In particular, taxpayers can come unstuck when they buy a property, demolish it and then live in a new building on the same plot; it may no longer count as the same dwelling for CGT relief purposes, with potentially expensive CGT consequences (see for example Gibson v HMRC [2013] UKFTT 636 (TC)).
Conclusion
Assuming HMRC does not rush through legislation to ‘clarify’ the regime so that it then works as HMRC insists, the case will be helpful for DIY housebuilders with a long-term project where an interim claim will help cashflow. This actually puts DIY housebuilders on a more equal footing with property developers, who will typically make several VAT repayment returns – usually on a monthly basis.

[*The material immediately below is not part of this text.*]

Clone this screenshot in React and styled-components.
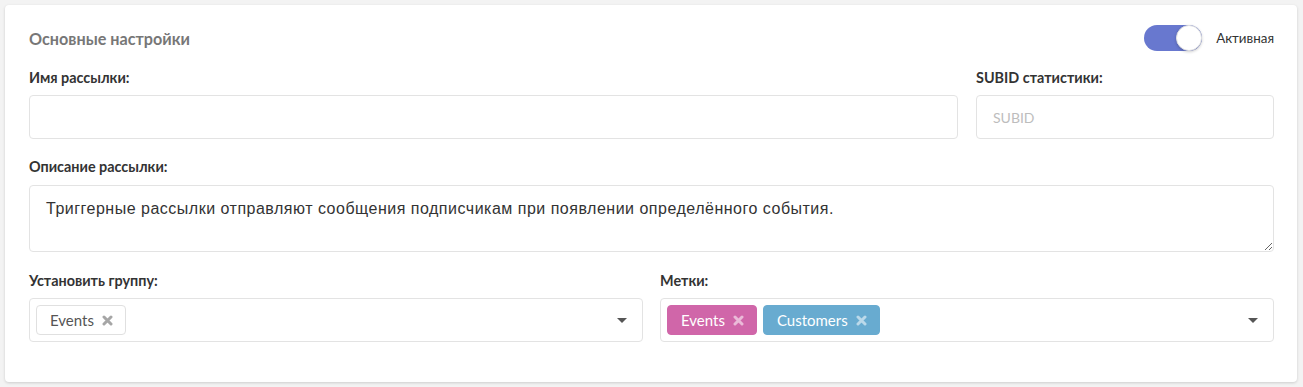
import React from 'react';
import styled, { createGlobalStyle } from 'styled-components';

const GlobalStyle = createGlobalStyle`
  html, body { margin: 0; padding: 0; background: #f3f3f3; }
  body { font-family: Lato, "Open Sans", sans-serif; color: #333; }
  * { box-sizing: border-box; }
`;

const Page = styled.div`
  padding: 5px 6px 5px 5px;
`;

const Card = styled.div`
  background: #fff;
  border-radius: 4px;
  box-shadow: 0 1px 3px rgba(0, 0, 0, 0.16);
  padding: 20px 23px 40px 24px;
`;

const Header = styled.div`
  display: flex;
  align-items: center;
  justify-content: space-between;
  height: 26px;
  margin-bottom: 18px;
`;

const Title = styled.h2`
  margin: 0;
  font-size: 16.2px;
  font-weight: 700;
  color: #777;
`;

const SwitchWrap = styled.label`
  display: flex;
  align-items: center;
  gap: 14px;
  font-size: 13.4px;
  color: #333;
`;

const Track = styled.span`
  position: relative;
  width: 58px;
  height: 26px;
  border-radius: 13px;
  background: ${p => (p.on ? '#6878cf' : '#ddd')};
`;

const Knob = styled.span`
  position: absolute;
  top: 0;
  left: ${p => (p.on ? '32px' : '0')};
  width: 26px;
  height: 26px;
  border-radius: 50%;
  background: #fff;
  border: 1px solid #e2e2e2;
  box-shadow: 0 1px 3px rgba(0, 0, 0, 0.2);
`;

const Row = styled.div`
  display: grid;
  grid-template-columns: ${p => p.cols};
  column-gap: ${p => p.gap || '17px'};
  margin-bottom: ${p => p.mb || '0'};
`;

const Field = styled.div`
  display: flex;
  flex-direction: column;
  margin-bottom: ${p => p.mb || '0'};
`;

const Label = styled.label`
  font-size: 14.4px;
  font-weight: 700;
  color: #333;
  line-height: 18px;
  margin-bottom: ${p => p.mb || '8px'};
`;

const Input = styled.input`
  height: 44px;
  border: 1px solid #e3e3e3;
  border-radius: 4px;
  padding: 0 16px;
  font-family: Lato, sans-serif;
  font-size: 14px;
  outline: none;
  &::placeholder { color: #bdbdbd; }
`;

const Area = styled.textarea`
  height: 67px;
  border: 1px solid #e3e3e3;
  border-radius: 4px;
  padding: 14px 16px 10px;
  font-family: "Liberation Sans", Arial, sans-serif;
  font-size: 16px;
  letter-spacing: 0.5px;
  color: #333;
  resize: vertical;
  outline: none;
`;

const Select = styled.div`
  height: 44px;
  border: 1px solid #e3e3e3;
  border-radius: 4px;
  display: flex;
  align-items: center;
  padding: 0 15px 0 6px;
  gap: 6px;
`;

const Tag = styled.span`
  display: inline-flex;
  align-items: center;
  gap: 8px;
  height: 30px;
  padding: 0 12px 0 13px;
  border-radius: 4px;
  font-size: 15px;
  color: ${p => (p.bg ? '#fff' : '#555')};
  background: ${p => p.bg || '#fff'};
  border: 1px solid ${p => p.bg || '#e0e0e0'};
`;

const CrossIcon = ({ light }) => (
  <svg width="11" height="11" viewBox="0 0 11 11">
    <path
      d="M2 2 L9 9 M9 2 L2 9"
      stroke={light ? 'rgba(255,255,255,0.55)' : '#a6a6a6'}
      strokeWidth="3"
      strokeLinecap="round"
    />
  </svg>
);

const Caret = styled.span`
  margin-left: auto;
  width: 0;
  height: 0;
  border-left: 5px solid transparent;
  border-right: 5px solid transparent;
  border-top: 5px solid #555;
`;

const App = () => (
  <Page>
    <GlobalStyle />
    <Card>
      <Header>
        <Title>Основные настройки</Title>
        <SwitchWrap>
          <Track on>
            <Knob on />
          </Track>
          Активная
        </SwitchWrap>
      </Header>
      <Row cols="1fr 298px" gap="18px" mb="19px">
        <Field>
          <Label>Имя рассылки:</Label>
          <Input />
        </Field>
        <Field>
          <Label>SUBID статистики:</Label>
          <Input placeholder="SUBID" />
        </Field>
      </Row>
      <Field mb="20px">
        <Label mb="9px">Описание рассылки:</Label>
        <Area defaultValue="Триггерные рассылки отправляют сообщения подписчикам при появлении определённого события." />
      </Field>
      <Row cols="1fr 1fr">
        <Field>
          <Label>Установить группу:</Label>
          <Select>
            <Tag>Events <CrossIcon /></Tag>
            <Caret />
          </Select>
        </Field>
        <Field>
          <Label>Метки:</Label>
          <Select>
            <Tag bg="#d066a9">Events <CrossIcon light /></Tag>
            <Tag bg="#68abd0">Customers <CrossIcon light /></Tag>
            <Caret />
          </Select>
        </Field>
      </Row>
    </Card>
  </Page>
);

export default App;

But it may be more difficult for HMRC to police. Opening the door to interim claims will probably mean a greater volume of claims, but also that fundamental eligibility for interim claims may be more difficult to prove, as there will not be a finished and certified dwelling to show in evidence.
Note that the DIY Housebuilder Scheme is still packed full of conditions and traps for the unwary – for example:
- Claims by a self-builder must be made before the expiration of three months of the completion of the building (regardless of how many claims have been made before that window closes).
-
Deciding specifically when a building is complete therefore remains important and has itself been a thorny issue for tribunals.
-
The correct rate of VAT must be charged on any invoice the subject of a claim – this is particularly difficult with residential conversions, as the builder should normally be charging only 5% in the first place, rather than the standard 20%.
It is therefore recommended that DIY housebuilders either delegate the VAT claims to a suitably qualified agent or at least take good advice early in the project (or both).